実際、イーサリアムにはワンタイム識別子を付ける技術が実装されているため2重支払いは起こりにくい状況でしたが、イーサリアムクラシックが生まれた際の混乱に乗じて、多くの2重支払いが発生していました。
クアンタムは、こうした技術的な議論からUTXOを導入しています。
Account Abstraction Layer(AAL)でビットコインとイーサリアムの両メリットが活きる
先ほどUTXOの特徴について確認しましたが、イーサリアムではセキュリティの弱いアカウントベースによる管理方法が採択されていました。
これは、実はイーサリアムが開発された当時では、UTXOとスマートコントラクトの相性が悪かったためといわれています。

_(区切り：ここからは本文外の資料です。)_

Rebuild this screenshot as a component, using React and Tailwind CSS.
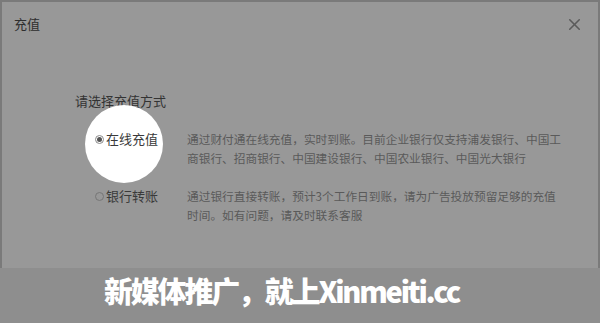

そこで、クアンタムは、この相性を解決するためにAccount Abstraction Layer(AAL)という仕組みを導入しました。
Account Abstraction Layer(AAL)は取引システムを複数のレイヤー(断層)に分けて管理する仕組みです。
ビットコインとイーサリアムの良いところどりの仮想通貨といわれるクアンタムですが、まさに良いとこどりをするための技術といえるでしょう。
Account Abstraction Layer(AAL)により、本来であれば技術的に邪魔しあってしまう、ビットコインとイーサリアムのオープンソースをうまく融合させることに成功したのです。
クアンタムの課題とリスク
中国の影響
クアンタムは、中国の大手IT記号のアリババの元主要メンバーが参画しているともいわれ、中国資本との関係がある仮想通貨プロジェクトです。
当然クアンタムは中国政府とも良好なコミュニケーションをとっていますが、仮想通貨に対して敵対的な姿勢を崩さない中国政府の今後の動きによっては、発展が大きく阻害される可能性があります。
クアンタムの将来性が中国の動きと連動しているというのは少し気になるところでしょう。
新しいアップデートがない
クアンタムの開発スケジュールを見ると、ここ最近、新しいアップデートが予定されていないというのもあまり値を上げていない理由となるかもしれません。
とはいえ、まだまだ開発真っ只中ともいえる仮想通貨であるため、すぐにアップデートというのは難しいのかもしれません。
開発スケジュールによると2018年の早い段階で、クアンタムの技術を応用したスマートフォンアプリ開発のテストモデルが発表される予定とされています。
ぜひ、注目していきましょう。
まとめ
ビットコインとイーサリアムの良いとこどりを狙った仮想通貨、クアンタム。
技術的にも優れたところを持っており、将来性を感じた人も多いのではないでしょうか。
また、ビットコインとイーサリアムの良いところりということは、それぞれの需要に影響しやすい仮想通貨であるといえるかもしれません。 2018年にはアプリケーションの発表なども予定されています。
仮想通貨クアンタム(Quantum)、ぜひ、注目してみてください。